Saturday, February 9, 2013

"You Shall See"

In Isaiah 66, God tells of the wonderful, glorious consolations coming to His children upon the resurrection of the body, in the new earth. The descriptions make one's heart ache with longing to see it all come true. These glorious promises having been shown to Isaiah, and Isaiah having written them down for our hope and encouragement, we are left with the solemn promise that "You shall see, and your heart shall rejoice..." (Isaiah 66:14).

The time is coming that God's people will physically see all the things that Isaiah was shown, the things we now "see" by faith. Our faith shall become physical sight; the veil (our frail mortality) that now hinders, the glass that we now see through only, comparatively, "darkly" will be transformed. "We shall be like Him, for we shall see Him as He is" (1 John 3:2).

The same solemn assurance that all these things will surely come to pass is given at the close of the canon of Scripture when the angel says to John, "These words are trustworthy and true... the Lord God... has sent His angel to show his servants what must soon take place" (Revelation 22:6).

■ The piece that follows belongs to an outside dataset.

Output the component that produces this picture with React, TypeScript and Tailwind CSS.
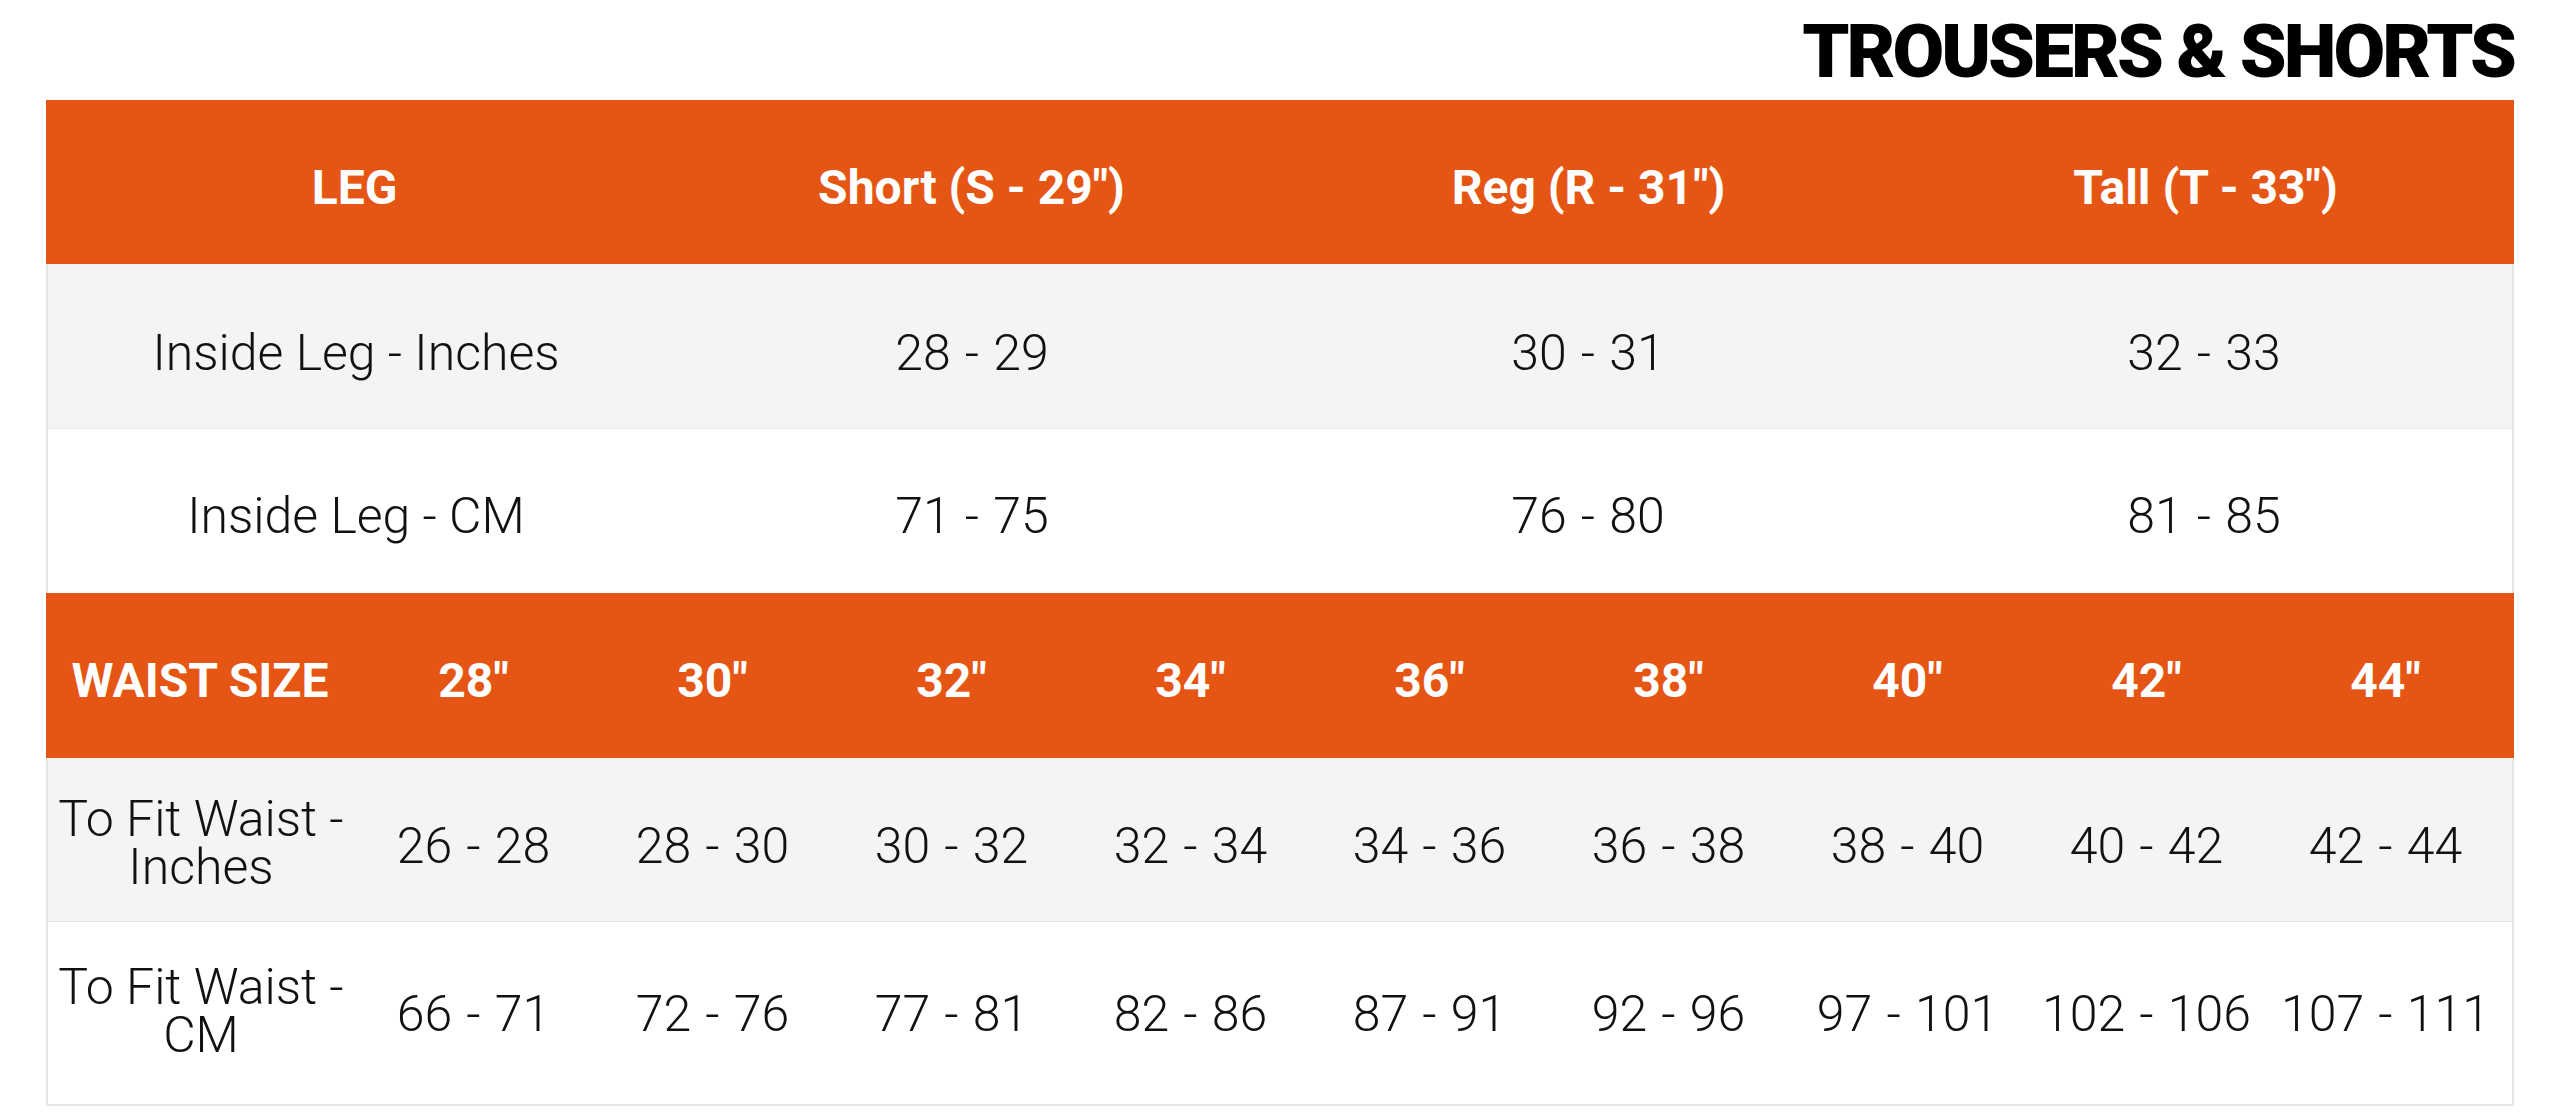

He sent his angel to show, and what John saw was recorded in words, and through faith we see these words to be true. And that is all we need; it's enough for now. But the day is coming for a different seeing— our physical eyes shall behold it all. "You will see, and your hearts shall rejoice."

Come soon!

Friday, February 8, 2013

Making God's Thoughts Our Thoughts

    "For my thoughts are not your thoughts,
        neither are your ways my ways, declares the LORD.
    For as the heavens are higher than the earth,
        so are my ways higher than your ways
        and my thoughts than your thoughts"
(Isaiah 55:8-9)

"'For who has understood the mind of the Lord so as to instruct him?' But we have the mind of Christ" (2 Corinthians 2:16).

It struck me (anew) this morning how important the scriptures are in our knowing God. When God said through Isaiah that his thoughts are not our thoughts, he wasn't saying we can't know his thoughts (you can really see this when you read that chapter in its entirety). He is saying that the thoughts that spring up in our minds from our own desires, from our own schemes and ambitions, fall far short of his plan; we should abandon them! It's like what happened with dear Peter. "From that time Jesus began to show his disciples that he must go to Jerusalem and suffer many things from the elders and chief priests and scribes, and be killed, and on the third day be raised. And Peter took him aside and began to rebuke him, saying, “Far be it from you, Lord! This shall never happen to you.” But he turned and said to Peter, “Get behind me, Satan! You are a hindrance to me. For you are not setting your mind on the things of God, but on the things of man” (Matthew 16:22-23).


The great thing is that we can learn (as Peter did!) what God's thoughts are and what his ways are, and start to think with his thoughts and ways--we can have, as Paul says in 2 Corinthians, the mind of Christ. All the Scriptures are Christ's words and mind and thoughts, recorded for us to read and understand by the help of his Spirit within us. Remember that God is trinitarian-- He is three Persons in one essence-- and all three persons of the trinity are at work to help us have the mind of Christ. God wants us to know and understand him, and he has decided that we will do so through the words declaring his thoughts and ways in the Scriptures.

His thoughts are not our thoughts, how true! So let's be about the work of recognizing this, and of trading our poor thinking and ways (as wonderful as we once thought they were) for the far better thinking and ways we learn through the words of Scripture. "For the word of God is living and active, sharper than any two-edged sword, piercing to the division of soul and of spirit, of joints and of marrow, and discerning the thoughts and intentions of the heart" (Hebrews 4:12).